Understanding these shipping terms helps buyers and sellers clearly define their obligations and avoid potential disputes. Incoterms provide a common language for international trade, facilitating smooth and efficient transactions.

The Importance of Shipping Terms in International Trade

Shipping terms play a crucial role in international trade by providing a clear framework for allocating risks and costs between buyers and sellers. A shipping glossary helps businesses mitigate potential risks, optimize costs, and ensure smooth and efficient international trade.

Risk Allocation

One of the primary functions of shipping terms is to allocate risk between the buyer and the seller. For example, in an EXW transaction, the buyer assumes all risks from the very moment the goods leave the seller’s premises. In contrast, in a CIF transaction, the seller bears the risk of loss or damage to the goods until they are delivered to the specified destination port. Risk allocation significantly impacts insurance costs and claims. Buyers and sellers must carefully consider the level of risk they are willing to assume and choose appropriate shipping terms accordingly.

Cost Allocation

Shipping terms also influence the division of transportation costs between the buyer and the seller. In a FOB transaction, the seller is responsible for delivering the goods to the specified port of shipment, while the buyer bears the ocean freight cost. In a CIF transaction, the seller covers ocean freight and insurance costs. Understanding the cost allocation associated with different shipping terms can help businesses make informed decisions about pricing strategies, profit margins, and overall cost management.

Clear Communication

Shipping terms serve as a common language for international trade, reducing the potential for misunderstandings and disputes between buyers and sellers. Clearly defining the responsibilities, costs, and risks associated with each transaction using these terms can minimize confusion and ensure that both parties understand their obligations. Precise language and clear definitions are essential in drafting contracts and agreements. Any ambiguity or vagueness in the terms can lead to costly legal battles and delays in the supply chain.
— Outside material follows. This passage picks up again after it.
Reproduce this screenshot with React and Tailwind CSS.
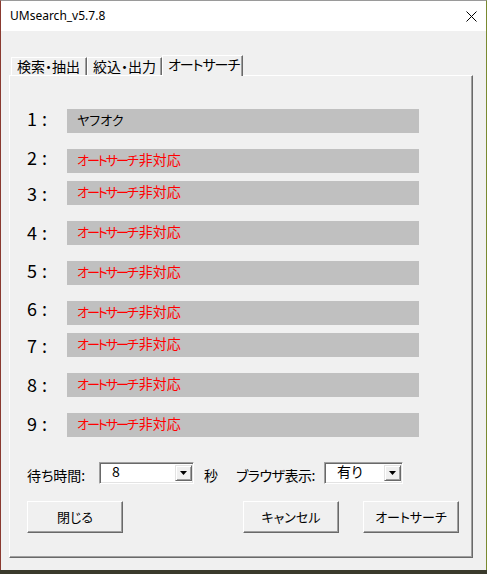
import React from 'react';

const JP = "font-['Noto_Sans_CJK_JP',sans-serif]";
const PALT = "[font-feature-settings:'palt']";

const ROWS = [
  { n: 1, gap: '', lab: '-mt-[3px]' },
  { n: 2, gap: 'mt-[16px]', lab: '-mt-[4px]' },
  { n: 3, gap: 'mt-[8px]', lab: 'mt-0' },
  { n: 4, gap: 'mt-[16px]', lab: '-mt-[1px]' },
  { n: 5, gap: 'mt-[16px]', lab: '-mt-[3px]' },
  { n: 6, gap: 'mt-[16px]', lab: '-mt-[5px]' },
  { n: 7, gap: 'mt-[8px]', lab: 'mt-0' },
  { n: 8, gap: 'mt-[16px]', lab: '-mt-[1px]' },
  { n: 9, gap: 'mt-[16px]', lab: '-mt-[2px]' },
];

function Combo({ value, width }) {
  return (
    <div
      className={`${width} h-[22px] flex items-stretch bg-white border-t border-l border-[#a0a0a0] border-r border-b border-r-white border-b-white shadow-[inset_1px_1px_0_#696969,inset_-1px_-1px_0_#e3e3e3] p-[2px] pr-[1px]`}
    >
      <div className={`flex-1 pl-[10px] text-[14px] leading-[13px] text-black ${PALT}`}>{value}</div>
      <div className="w-[17px] bg-[#f0f0f0] border-t border-l border-[#e3e3e3] border-r border-b border-r-[#696969] border-b-[#696969] shadow-[inset_1px_1px_0_#fff,inset_-1px_-1px_0_#a0a0a0] flex items-center justify-center">
        <svg width="7" height="4" viewBox="0 0 7 4">
          <path d="M0 0h7L3.5 4z" fill="#000" />
        </svg>
      </div>
    </div>
  );
}

function Btn({ children, className = '' }) {
  return (
    <div
      className={`w-[96px] h-[32px] flex items-center justify-center bg-[#f0f0f0] border-t border-l border-white border-r border-b border-r-[#696969] border-b-[#696969] shadow-[inset_-1px_-1px_0_#a0a0a0] text-[13px] text-black ${PALT} ${className}`}
    >
      {children}
    </div>
  );
}

export default function App() {
  return (
    <div className={`w-[487px] h-[574px] bg-[#3a3a2c] ${JP}`}>
      <div className="h-[570px] bg-[#f0f0f0] border-l border-l-[#8a3a30] border-r border-r-[#7a8a30] border-t border-t-[#9a9a9a] flex flex-col">
        {/* title bar */}
        <div className="h-[30px] bg-white flex items-center justify-between pl-[9px] pr-[9px]">
          <span className="font-['Noto_Sans','Liberation_Sans',sans-serif] text-[12px] text-black">UMsearch_v5.7.8</span>
          <svg width="11" height="11" viewBox="0 0 11 11">
            <path d="M0.5 0.5l10 10M10.5 0.5l-10 10" stroke="#000" strokeWidth="1" />
          </svg>
        </div>

        <div className="pl-[8px] pt-[24px]">
          {/* tabs */}
          <div className="flex items-end h-[20px] pl-[2px]">
            <div className={`w-[76px] h-[18px] border-t border-l border-white border-r border-r-[#696969] shadow-[inset_-1px_0_0_#a0a0a0] pl-[5px] text-[14px] leading-[17px] text-black ${PALT}`}>
              検索・抽出
            </div>
            <div className={`w-[75px] h-[18px] border-t border-l border-white border-r border-r-[#696969] shadow-[inset_-1px_0_0_#a0a0a0] pl-[5px] text-[14px] leading-[17px] text-black ${PALT}`}>
              絞込・出力
            </div>
            <div className={`relative z-10 w-[81px] h-[21px] -mb-[1px] bg-[#f0f0f0] border-t border-l border-white border-r border-r-[#696969] shadow-[inset_-1px_0_0_#a0a0a0] pl-[5px] text-[14px] leading-[17px] tracking-[-1px] text-black ${PALT}`}>
              オートサーチ
            </div>
          </div>

          {/* panel */}
          <div className="w-[464px] h-[483px] border-t border-l border-white border-r border-b border-r-[#696969] border-b-[#696969] shadow-[inset_-1px_-1px_0_#a0a0a0] pt-[33px] pl-[17px] flex flex-col">
            {ROWS.map((r) => (
              <div key={r.n} className={`flex items-start h-[24px] ${r.gap}`}>
                <div className={`w-[40px] text-[18px] leading-[24px] text-black ${r.lab}`}>
                  {r.n}
                  <span className="ml-[5px]">:</span>
                </div>
                <div className="w-[352px] h-[24px] bg-[#c0c0c0] pl-[10px] pt-[1px] text-[14px] leading-[18px]">
                  {r.n === 1 ? (
                    <span className={`text-black text-[13px] ${PALT}`}>ヤフオク</span>
                  ) : (
                    <span className="text-[#ff0000]">
                      <span className={`${PALT} text-[13px] tracking-[-2px]`}>オートサーチ</span>
                      <span className="ml-[2px]">非対応</span>
                    </span>
                  )}
                </div>
              </div>
            ))}

            {/* wait / browser */}
            <div className={`flex items-start mt-[25px] h-[22px] text-[14px] text-black ${PALT}`}>
              <div className="w-[72px] leading-[22px] mt-[2px]">待ち時間:</div>
              <Combo value="8" width="w-[95px]" />
              <div className="ml-[10px] w-[32px] leading-[22px] mt-[2px]">秒</div>
              <div className="w-[88px] leading-[22px] mt-[2px] tracking-[-0.5px]">ブラウザ表示:</div>
              <Combo value="有り" width="w-[79px]" />
            </div>

            {/* buttons */}
            <div className="flex mt-[17px]">
              <Btn>閉じる</Btn>
              <Btn className="ml-[120px]">キャンセル</Btn>
              <Btn className="ml-[24px]">オートサーチ</Btn>
            </div>
          </div>
        </div>
      </div>
    </div>
  );
}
Facilitating International Trade

Standardized shipping terms like Incoterms are crucial for streamlining international trade processes. Incoterms provide a globally recognized framework, facilitating smooth customs clearance and border formalities. When customs officials and other regulatory authorities understand the specific responsibilities and obligations outlined in the shipping terms, they can expedite the clearance process, reducing delays and costs. Shipping terms also help harmonize trade practices, making international trade more efficient and predictable. This fosters trust and cooperation between trading partners, leading to increased global commerce.

Conclusion

Shipping terms are essential tools for facilitating international trade. As the global economy continues to evolve, their importance will only increase. Technological advancements are further transforming how international trade is conducted. Electronic data interchange (EDI) and blockchain technology are revolutionizing supply chain management and logistics.

However, the fundamental principles of shipping terms remain relevant. To navigate the complexities of international trade, businesses should seek professional advice from customs brokers, freight forwarders, and international trade lawyers. Effective understanding and adoption of shipping terms can help companies optimize their supply chains, reduce costs, and enhance their global competitiveness.